Autrement dit, ce n'est que lorsque le pouvoir nazi a menacé l'hégémonie occidentale elle-même que la politique d'apaisement s'est effondrée. Ce "changement" n'était en rien une révélation morale, mais un réalignement stratégique : Hitler a été soutenu tant qu'on l'a considéré comme un instrument contre le communisme, mais dès qu'il est devenu un concurrent impérial autonome, l'Occident s'est retourné contre lui. Si Hitler n'avait pas surjoué son rôle, l'histoire aurait pu prendre un cours très différent : nous aurions très bien pu assister à la naissance d'un empire mondial anglo-nazi anticommuniste.
Toutefois, les entreprises occidentales ont joué un rôle crucial dans la montée en puissance militaire nazie qui a finalement mené à la guerre, et nombre d'entre elles ont maintenu des liens avec l'Allemagne, même après la déclaration de guerre officielle de la Grande-Bretagne et de la France. Lorsque Hitler a lancé l'invasion de l'Union soviétique en 1941, connue sous le nom d'opération Barbarossa, plusieurs filiales américaines ont poursuivi leur production pour l'effort de guerre nazi. Comme l'a fait remarquer de manière provocante un commentateur allemand, cette guerre peut également être considérée, dans une certaine mesure, comme une guerre par procuration entre les États-Unis et l'Occident, du moins dans sa phase de planification.
L'invasion de l'URSS par Hitler a bouleversé le paysage géopolitique : l'URSS est devenue la principale force militaire à résister à l'expansion nazie, et la Grande-Bretagne (puis les États-Unis) ont compris que seule l'armée soviétique pouvait contrer la puissance de la Wehrmacht. À ce stade, ils n'avaient d'autre choix que de s'allier à l'URSS. Toutefois, l'alliance "antifasciste" de la Seconde Guerre mondiale a toujours été considérée comme temporaire et conditionnelle, une parenthèse pragmatique dans une longue croisade anticommuniste.
L'ampleur de l'opération Barbarossa, la plus importante et la plus coûteuse offensive militaire de l'histoire de l'humanité, est presque inimaginable : environ 10 millions de soldats y ont participé lors de la phase initiale. À la fin de celle-ci, en décembre 1941, plus d'un million de soldats y ont laissé la vie, dont 800 000 du côté soviétique, sans compter les millions de blessés et d'invalides des deux camps. L'invasion a ouvert le front oriental, le plus grand théâtre de guerre, qui connut des affrontements d'une violence et d'une destruction sans précédent pendant quatre ans, causant la mort de plus de 26 millions de Soviétiques, dont environ 8,6 millions de soldats de l'Armée rouge. Les ravages causés à l'économie et au pays ont été considérables : environ 1 700 villes et 70 000 villages ont été rasés.

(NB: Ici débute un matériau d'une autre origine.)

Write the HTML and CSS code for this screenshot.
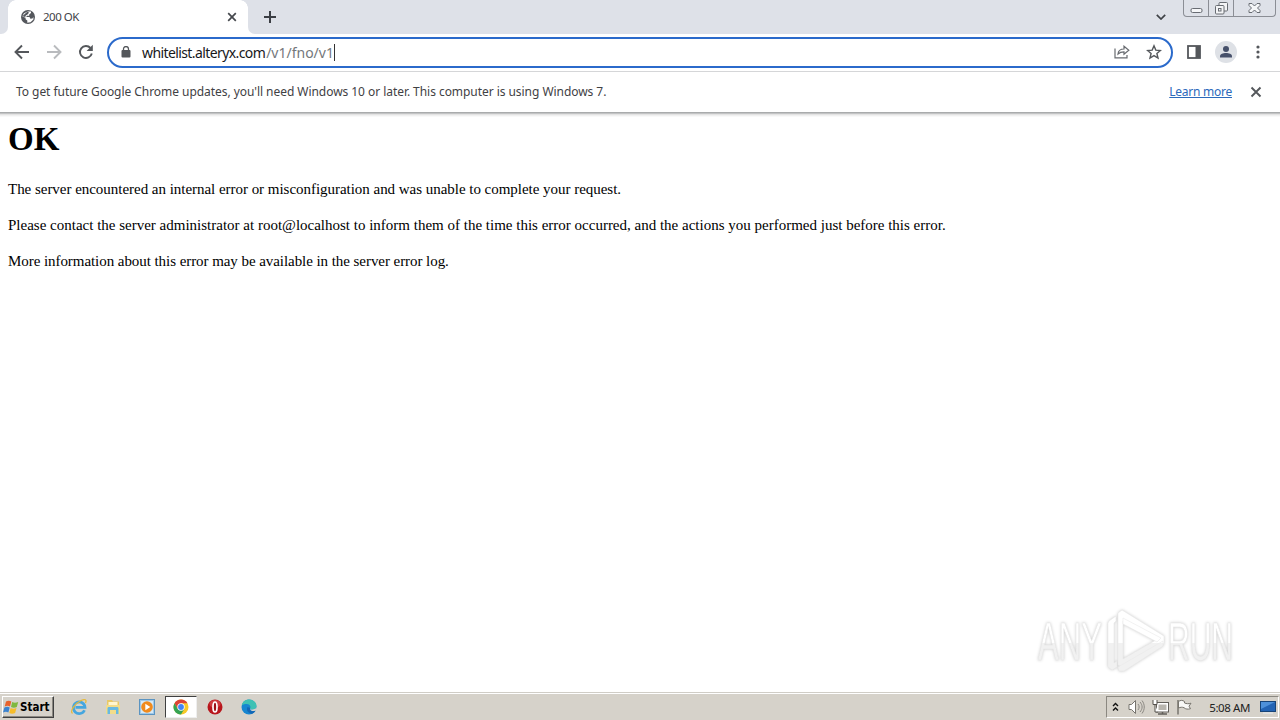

On comprend donc pourquoi le traumatisme de l'opération Barbarossa est gravé dans la conscience collective russe et a inculqué à des générations de dirigeants russes une crainte profonde - et, pourrait-on ajouter, tout à fait justifiée - de l'agression occidentale.
L'origine de la guerre froide
Pour conforter ces craintes, l'hostilité occidentale envers la Russie a repris presque immédiatement à la fin de la guerre. Dès mai 1945, soit trois mois avant la fin officielle de la Seconde Guerre mondiale, Winston Churchill a en effet chargé ses chefs d'état-major d'élaborer des plans pour une attaque surprise contre l'Union soviétique, baptisée "Opération Unthinkable", prévue pour l'été de la même année. Bien que les planificateurs militaires britanniques aient rapidement conclu qu'une telle guerre était irréalisable, l'idée que les États-Unis et la Grande-Bretagne se préparaient à un éventuel conflit avec Moscou s'est rapidement imposée. Les évaluations stratégiques laissaient entendre qu'une confrontation pourrait avoir lieu au début des années 1950.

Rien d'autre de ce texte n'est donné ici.